One of the biggest questions about our universe had long been just how big it is. Of course the stars we see are far away, but just how far was unknown for most of human history. Figuring out the answer to this question was an enormous challenge: it isn’t the case that the brightest stars are the closest, and what does “close” mean to our brains, when we are dealing with light years?.
Henrietta Swan Leavitt was the person who figured out how to solve this problem. Before Leavitt, astronomers were using methods that could measure hundreds of light years away (namely, trigonometry/triangulation and seeing which stars in the celestial spheres moved in front of each other/star parallax).

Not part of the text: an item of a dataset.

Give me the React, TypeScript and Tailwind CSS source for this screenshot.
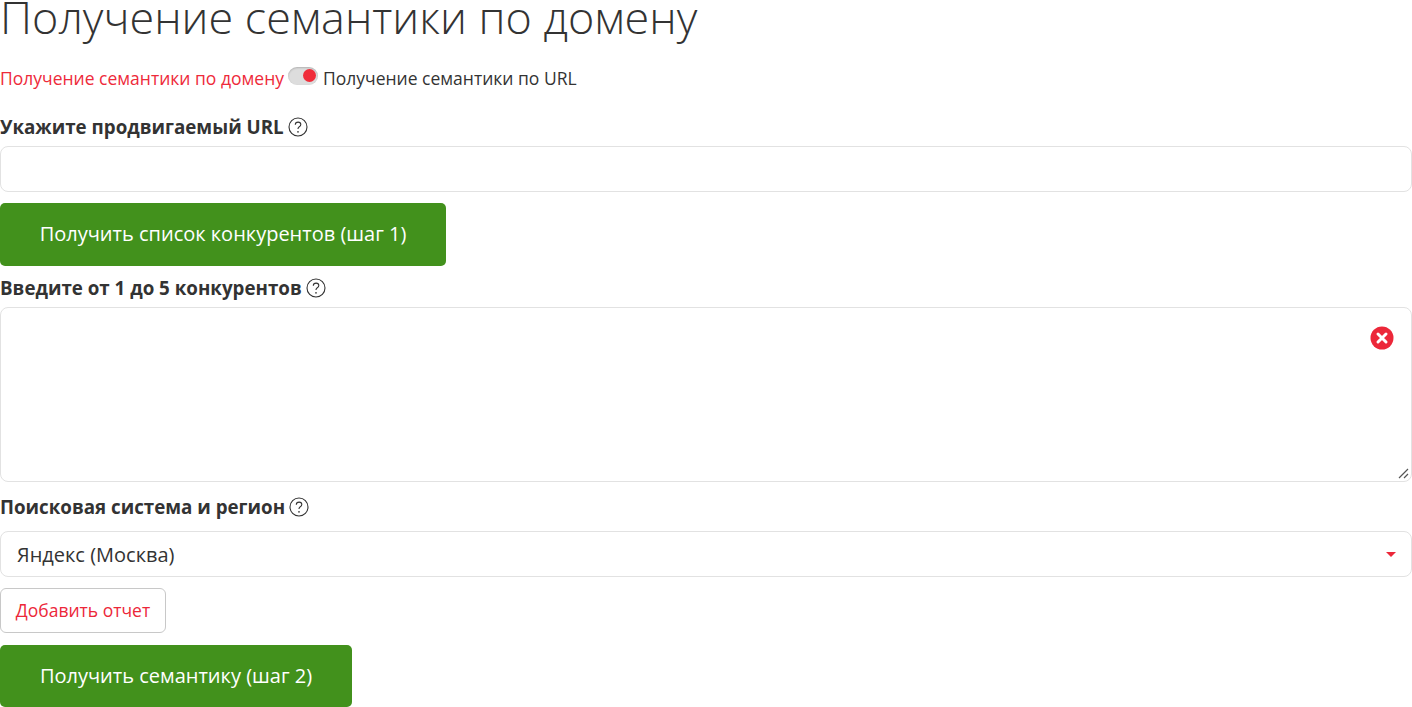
const font = { fontFamily: '"Open Sans", sans-serif' };

function Help() {
    return (
        <svg width="20" height="20" viewBox="0 0 20 20" className="shrink-0 text-[#333333]">
            <circle cx="10" cy="10" r="9" fill="none" stroke="currentColor" strokeWidth="1.1"/>
            <path d="M7.3 7.8c0-1.6 1.2-2.7 2.8-2.7s2.7 1 2.7 2.4c0 1.1-.6 1.6-1.5 2.2-.9.6-1.3 1.1-1.3 2v.4" fill="none" stroke="currentColor" strokeWidth="1.1"/>
            <circle cx="10" cy="14.8" r=".85" fill="currentColor"/>
        </svg>
    );
}

function Label({text}: {text: string}) {
    return (
        <div className="flex items-center gap-[4px] h-[24px] text-[18.75px] font-bold text-[#333333] leading-[24px]">
            {text}
            <Help/>
        </div>
    );
}

export default function App() {
    return (
        <div className="w-[1412px] h-[707px] overflow-hidden bg-white text-[#333333] text-[17.5px]" style={font}>
            <h1 className="-mt-[13px] h-[62px] text-[44.9px] font-light leading-[60px] text-[#333333]">
                Получение семантики по домену
            </h1>

            <div className="mt-[17px] flex items-center h-[24px] leading-[24px]">
                <span className="text-[#ee2a3a]">Получение семантики по домену</span>
                <span className="ml-[4px] mr-[5px] -mt-[5px] flex items-center justify-end w-[30px] h-[18px] rounded-[9px] bg-[#dddddd] shadow-[inset_0_1px_2px_rgba(0,0,0,0.2)] pr-[2px]">
                    <span className="w-[13px] h-[13px] rounded-full bg-[#f02d3a]"/>
                </span>
                <span>Получение семантики по URL</span>
            </div>

            <div className="mt-[25px]"><Label text="Укажите продвигаемый URL"/></div>
            <input className="mt-[7px] block w-full h-[46px] rounded-[8px] border border-[#e2e2e2] bg-white outline-none"/>

            <button className="mt-[11px] block h-[63px] w-[446px] pb-[2px] rounded-[5px] bg-[#42911c] text-white text-[20px]">
                Получить список конкурентов (шаг 1)
            </button>

            <div className="mt-[10px]"><Label text="Введите от 1 до 5 конкурентов"/></div>
            <div className="relative mt-[7px]">
                <textarea className="block w-full h-[175px] resize-none rounded-[8px] border border-[#e2e2e2] bg-white outline-none"/>
                <svg width="24" height="24" viewBox="0 0 24 24" className="absolute right-[18px] top-[19px]">
                    <circle cx="12" cy="12" r="11.5" fill="#ec2739"/>
                    <path d="M8 8l8 8M16 8l-8 8" stroke="#fff" strokeWidth="3" strokeLinecap="round"/>
                </svg>
                <svg width="12" height="12" viewBox="0 0 12 12" className="absolute right-[2px] bottom-[3px]">
                    <path d="M1 11L10 2M6 11l4-4" fill="none" stroke="#555555" strokeWidth="1.2"/>
                </svg>
            </div>

            <div className="mt-[13px]"><Label text="Поисковая система и регион"/></div>
            <div className="mt-[12px] flex items-center justify-between h-[46px] rounded-[8px] border border-[#e2e2e2] pl-[16px] pr-[15px] text-[20px]">
                <span className="pt-[2px]">Яндекс (Москва)</span>
                <span className="w-0 h-0 border-x-[5px] border-x-transparent border-t-[5px] border-t-[#ec2739]"/>
            </div>

            <button className="mt-[11px] block h-[45px] w-[166px] rounded-[6px] border border-[#c8c8c8] bg-white text-[#ec2739]">
                Добавить отчет
            </button>

            <button className="mt-[12px] block h-[62px] w-[352px] rounded-[5px] bg-[#42911c] text-white text-[20px]">
                Получить семантику (шаг 2)
            </button>
        </div>
    );
}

Leavitt was scientifically minded and independently wealthy, and she ended up working at Harvard for Edward Charles Pickering as one of the computers cataloguing the brightness of stars in the sky (she earned $0.30 cents an hour, about half the American minimum wage today). Her biggest breakthrough came from noticing a type of star that pulsated in brightness regularly — this was the “Cepheid variable” that led to the measurement of distant space.
Using the knowledge of the stars with Cepheid variables, Leavitt could start to figure out how much space was between star clusters in a given area of the sky. And then this knowledge could be expanded, like pieces of a table puzzle across the celestial sphere, thus creating the first “standard candle” which could measure distances up to 20 million light years away.
Leavitt died in 1921 from stomach cancer, but her technique was used later that decade by Edwin Powell Hubble to show conclusively that there were galaxies beyond our own with the Andromeda Galaxy. The universe was far vaster for humans after that.
Source(s): Wikipedia, _Wired_ Randy Alfred “Dec 30, 1924: Hubble reveals we are not alone,” Dec 30, 2009.